WHILE testing for prostate cancer may be an unpleasant experience, men are still being urged to come for the tests to detect any abnormalities early.
This is the request from CWM Hospital consultant Urologist Dr Sitiveni Kaloucava who has just finished testing 500 men in the different divisions for prostate cancer.
The men were tested as part of a survey sponsored by the Suva Golden Oldies Rugby club and assisted by VanMed labs.
Dr Kaloucava explained societal taboos played a role in holding men back from getting tested.
"The only way to get checked for this killer disease is a way which most men don't like examined and that's from their toilet passage," he said.
"This is something that pushes people away, all the talk about sexuality in our culture whether it be men, women and children talking about sexual organs," he explained.
"And all those things are regarded as a taboo and things that should be discussed behind closed doors."
But he said it was better to be tested before it was too late.
He said the Northern Division had the highest turnout of men coming to get tested for prostate cancer with 200 tested.
"In Lautoka we did 114 people, men above 45 in three days then we came to Suva then we did 170," he added.

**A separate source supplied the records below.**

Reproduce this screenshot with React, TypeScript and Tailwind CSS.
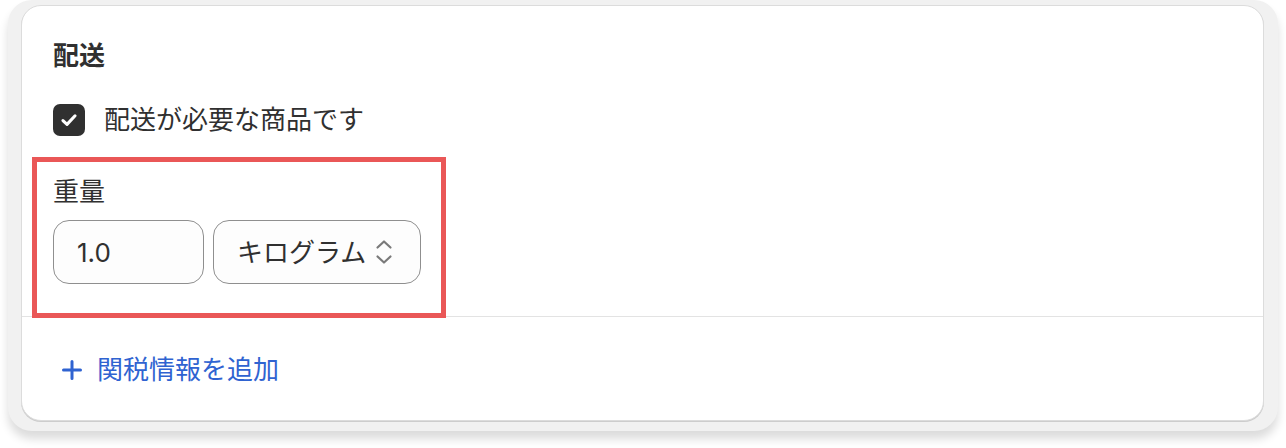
import React from "react";

export default function App() {
  const font = { fontFamily: '"Inter", "Noto Sans CJK JP", "Noto Sans", sans-serif' };
  return (
    <div className="w-[1286px] h-[448px] bg-white overflow-hidden" style={font}>
      <div className="ml-[8px] w-[1270px] h-[431px] bg-[#f1f1f1] rounded-[24px] shadow-[0_8px_10px_rgba(0,0,0,0.14)] pt-[5px] pl-[13px] pr-[14px]">
        <div className="relative h-[416px] bg-white rounded-[20px] border border-[#dcdcdc] shadow-[0_1px_0_#cdcdcd] flex flex-col text-[#303030]">
          <div className="pt-[32px] pl-[31px] pr-[31px]">
            <h2 className="text-[26px] leading-[36px] font-bold">配送</h2>
            <div className="mt-[30px] flex items-center gap-[19px]">
              <div className="w-[32px] h-[32px] rounded-[7px] bg-[#303030] flex items-center justify-center">
                <svg width="22" height="22" viewBox="0 0 20 20" fill="none">
                  <path d="M4.5 10.5 L8.2 14 L15.5 6.2" stroke="white" strokeWidth="2.8" strokeLinecap="round" strokeLinejoin="round" />
                </svg>
              </div>
              <span className="text-[26px] leading-[32px]">配送が必要な商品です</span>
            </div>
            <div className="mt-[38px] text-[26px] leading-[36px]">重量</div>
            <div className="mt-[10px] flex gap-[9px]">
              <div className="w-[151px] h-[64px] rounded-[16px] border border-[#8f8f8f] bg-[#fdfdfd] flex items-center pl-[23px] text-[26px]">
                1.0
              </div>
              <div className="w-[208px] h-[64px] rounded-[16px] border border-[#8f8f8f] bg-[#fdfdfd] flex items-center pl-[23px] text-[26px]">
                <span>キログラム</span>
                <svg className="ml-[9px]" width="18" height="26" viewBox="0 0 18 26" fill="none">
                  <path d="M2.5 8.5 L9 2.5 L15.5 8.5" stroke="#7a7a7a" strokeWidth="2.2" strokeLinecap="round" strokeLinejoin="round" />
                  <path d="M2.5 17.5 L9 23.5 L15.5 17.5" stroke="#7a7a7a" strokeWidth="2.2" strokeLinecap="round" strokeLinejoin="round" />
                </svg>
              </div>
            </div>
          </div>
          <div className="mt-[32px] h-px bg-[#e3e3e3]" />
          <div className="flex-1 flex items-center pl-[40px] pt-[2px] text-[#2f63d1]">
            <svg width="20" height="20" viewBox="0 0 20 20" fill="none">
              <path d="M10 1.5 V18.5 M1.5 10 H18.5" stroke="#2f63d1" strokeWidth="3" strokeLinecap="round" />
            </svg>
            <span className="ml-[15px] text-[26px] leading-[36px]">関税情報を追加</span>
          </div>
          <div className="absolute left-[10px] top-[151px] w-[414px] h-[161px] border-[5px] border-[#ea5757]" />
        </div>
      </div>
    </div>
  );
}
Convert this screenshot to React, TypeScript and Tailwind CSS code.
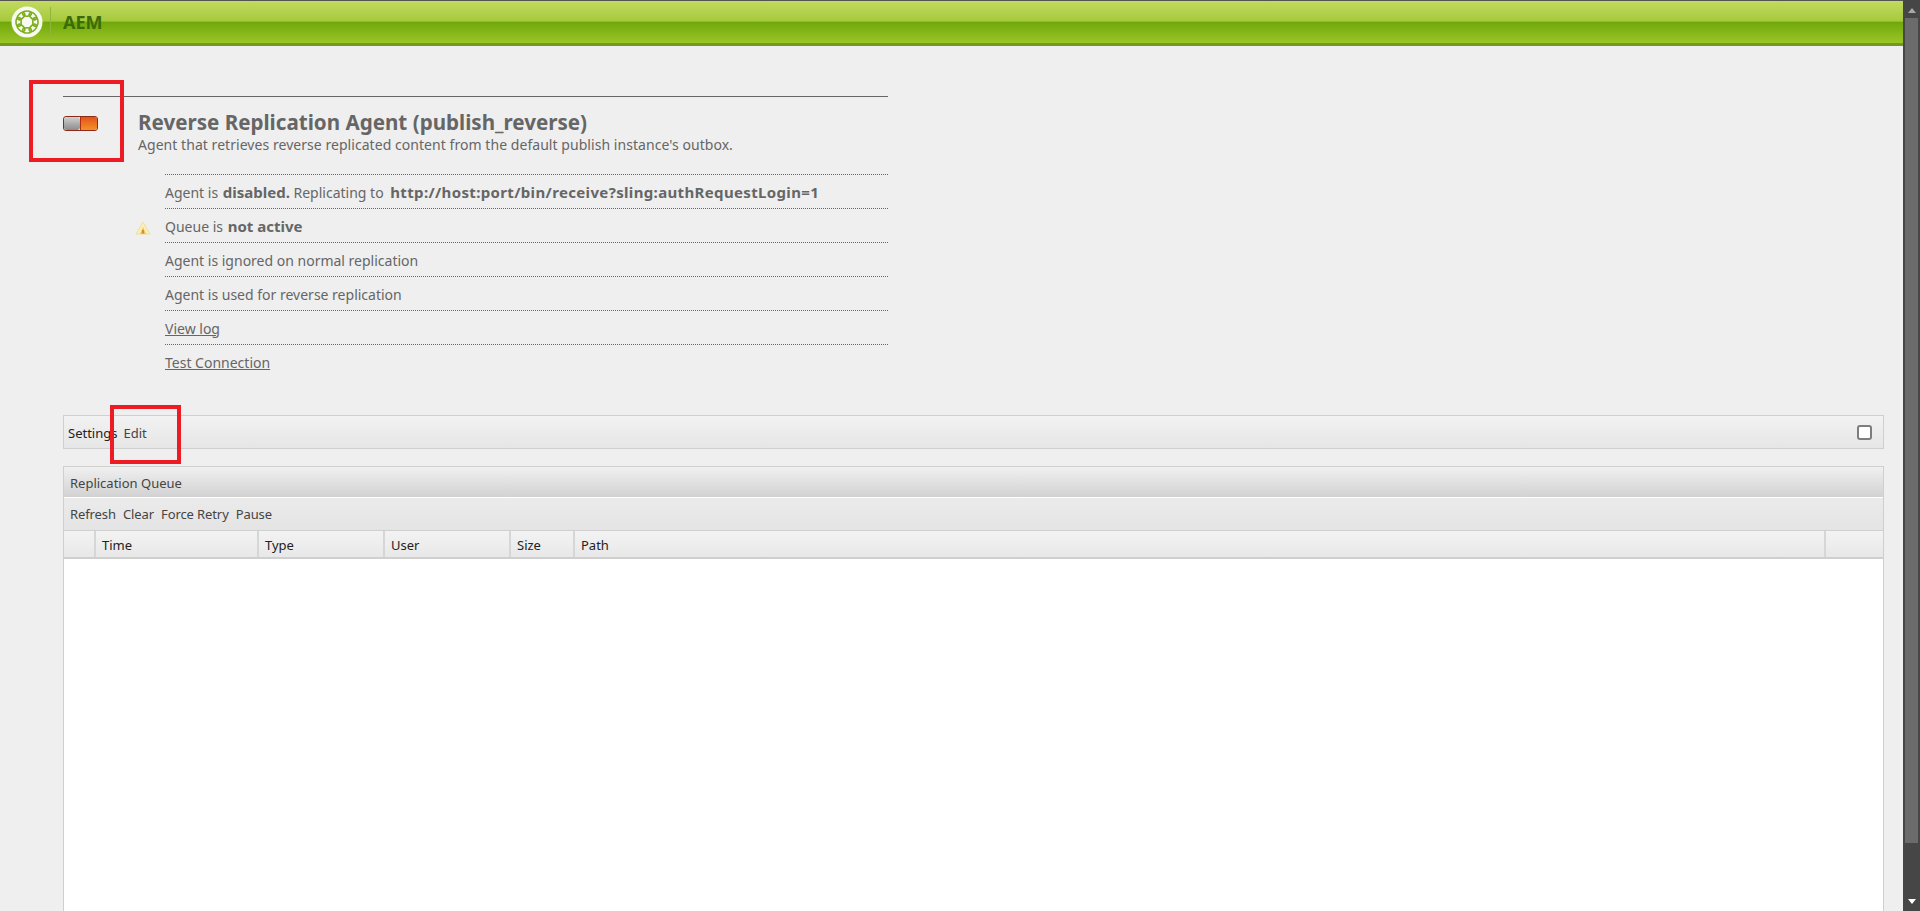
import { Fragment } from 'react';

const rows = [
  { id: 'status', warn: false },
  { id: 'queue', warn: true },
  { id: 'ignored', warn: false },
  { id: 'reverse', warn: false },
  { id: 'log', warn: false },
  { id: 'test', warn: false },
];

const columns = [
  { label: '', width: 'w-[32px]' },
  { label: 'Time', width: 'w-[163px]' },
  { label: 'Type', width: 'w-[126px]' },
  { label: 'User', width: 'w-[126px]' },
  { label: 'Size', width: 'w-[64px]' },
  { label: 'Path', width: 'w-[1251px]' },
  { label: '', width: 'flex-1' },
];

function Logo() {
  const beads = [0, 45, 90, 135, 180, 225, 270, 315];
  return (
    <svg width="32" height="32" viewBox="0 0 32 32" className="shrink-0">
      <circle cx="16" cy="16" r="15.5" fill="#f7faf0" />
      {beads.map((a) => (
        <ellipse
          key={a}
          cx="16"
          cy="7.6"
          rx="4.4"
          ry="2.6"
          fill="none"
          stroke="#7dae1c"
          strokeWidth="1.6"
          transform={`rotate(${a} 16 16)`}
        />
      ))}
    </svg>
  );
}

function Toggle() {
  return (
    <div className="flex h-[15px] w-[35px] overflow-hidden rounded-[3px] border border-[#8a2a1a]">
      <div className="w-[16px] rounded-[3px] bg-gradient-to-b from-[#d0d0d0] to-[#8c8c8c]" />
      <div className="flex-1 border-l border-[#b02c10] bg-gradient-to-b from-[#e0541a] to-[#f59028]" />
    </div>
  );
}

function WarningIcon() {
  return (
    <svg width="16" height="14" viewBox="0 0 16 14">
      <path d="M8 1 L15 13 H1 Z" fill="#fbeec4" stroke="#f6dc94" strokeWidth="1" />
      <path d="M8 6 L11 13 H5 Z" fill="#f2c44e" />
      <rect x="7.2" y="9" width="1.6" height="3.5" fill="#c08a1c" />
    </svg>
  );
}

function RowText({ id }: { id: string }) {
  if (id === 'status') {
    return (
      <Fragment>
        Agent is <b className="ml-px text-[15px]">disabled.</b> Replicating to{' '}
        <b className="ml-[3px] text-[15px] tracking-[0.35px]">http://host:port/bin/receive?sling:authRequestLogin=1</b>
      </Fragment>
    );
  }
  if (id === 'queue') {
    return (
      <Fragment>
        Queue is <b className="ml-px text-[15px]">not active</b>
      </Fragment>
    );
  }
  if (id === 'ignored') return <Fragment>Agent is ignored on normal replication</Fragment>;
  if (id === 'reverse') return <Fragment>Agent is used for reverse replication</Fragment>;
  if (id === 'log') return <a className="underline">View log</a>;
  return <a className="underline">Test Connection</a>;
}

export default function App() {
  return (
    <div className="relative flex h-[911px] overflow-hidden bg-[#efefef] font-['Noto_Sans',sans-serif] text-[13px] text-[#666]">
      <div className="flex min-w-0 flex-1 flex-col">
        <header className="flex h-[46px] shrink-0 items-center border-t border-[#555] border-b-[3px] border-b-[#6f9a1e] bg-[linear-gradient(#c2da60_0%,#a6c93c_48%,#6fa80a_50%,#9cc528_100%)]">
          <div className="ml-[11px]">
            <Logo />
          </div>
          <div className="ml-[7px] h-[30px] w-px bg-[#8fb53a]" />
          <span className="ml-[12px] text-[18px] font-bold text-[#3c6b08]">AEM</span>
        </header>

        <main className="flex min-h-0 flex-1 flex-col px-[63px] pr-[19px] pt-[50px]">
          <section className="w-[825px] border-t border-[#666]">
            <div className="flex h-[77px]">
              <div className="w-[75px] pt-[19px]">
                <Toggle />
              </div>
              <div className="pt-[11px]">
                <h1 className="text-[20.6px] font-bold leading-[29px] text-[#666]">Reverse Replication Agent (publish_reverse)</h1>
                <p className="text-[14px] leading-[16px] tracking-[0.05px]">Agent that retrieves reverse replicated content from the default publish instance's outbox.</p>
              </div>
            </div>
            <ul className="ml-[102px] text-[14px]">
              {rows.map((row, i) => (
                <li
                  key={row.id}
                  className={`relative flex h-[34px] items-center border-t border-dotted border-[#666] leading-none ${i < 2 ? 'pt-[1px]' : 'pt-[2px]'}`}
                >
                  {row.warn && (
                    <span className="absolute left-[-30px] top-[12px]">
                      <WarningIcon />
                    </span>
                  )}
                  <span>
                    <RowText id={row.id} />
                  </span>
                </li>
              ))}
            </ul>
          </section>

          <div className="mt-[37px] flex h-[34px] shrink-0 items-center border border-[#cfcfcf] bg-gradient-to-b from-[#f2f2f2] to-[#e6e6e6] pl-[4px] pr-[11px]">
            <span className="pt-[3px] text-[#222]">Settings</span>
            <span className="ml-[6px] pt-[3px] text-[#444]">Edit</span>
            <span className="ml-auto h-[15px] w-[15px] rounded-[3px] border-2 border-[#7d7d7d] bg-white" />
          </div>

          <section className="mt-[17px] flex min-h-0 flex-1 flex-col border-x border-t border-[#cfcfcf]">
            <div className="flex h-[30px] shrink-0 items-center bg-gradient-to-b from-[#f0f0f0] to-[#d2d2d2] pl-[6px] pt-[3px] text-[#444]">
              Replication Queue
            </div>
            <div className="flex h-[33px] shrink-0 items-center gap-[7px] border-t border-white bg-gradient-to-b from-[#ebebeb] to-[#e4e4e4] pl-[6px] pt-[1px] tracking-[-0.1px] text-[#444]">
              <span>Refresh</span>
              <span>Clear</span>
              <span>Force Retry</span>
              <span>Pause</span>
            </div>
            <div className="flex h-[29px] shrink-0 border-y border-y-[#cfcfcf] border-b-2 bg-gradient-to-b from-[#f3f3f3] to-[#e8e8e8] text-[#222]">
              {columns.map((col, i) => (
                <div
                  key={i}
                  className={`${col.width} flex items-center border-r-2 border-[#d6d6d6] pl-[6px] pt-[4px] last:border-r-0`}
                >
                  {col.label}
                </div>
              ))}
            </div>
            <div className="flex-1 bg-white" />
          </section>
        </main>
      </div>

      <aside className="flex w-[17px] shrink-0 flex-col items-center bg-[#464646]">
        <div className="mt-[8px] h-0 w-0 border-x-[4px] border-b-[5px] border-x-transparent border-b-[#a8a8a8]" />
        <div className="mt-[5px] h-[825px] w-[13px] bg-[#6b6b6b]" />
        <div className="mt-[56px] h-0 w-0 border-x-[4px] border-t-[5px] border-x-transparent border-t-white" />
      </aside>

      {/* annotation boxes drawn over the screenshot */}
      <div className="absolute left-[29px] top-[80px] h-[82px] w-[95px] border-[4px] border-[#ed1c24]" />
      <div className="absolute left-[110px] top-[405px] h-[59px] w-[71px] border-[4px] border-[#ed1c24]" />
    </div>
  );
}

He said there were 19 abnormalities found in Labasa, we got about 19 and 14 in Lautoka that would be tested further.
He said he was very grateful to the Suva Golden Oldies Club and to VanMed for providing discounted blood tests.
Suva Golden Oldies Rugby Club President Jope Tuivanuavou also encouraged more men to get tested.
"Please don't be ashamed, it is better to be tested now rather than find out later that you have got it and who knows it might be in a very serious stage then," he said.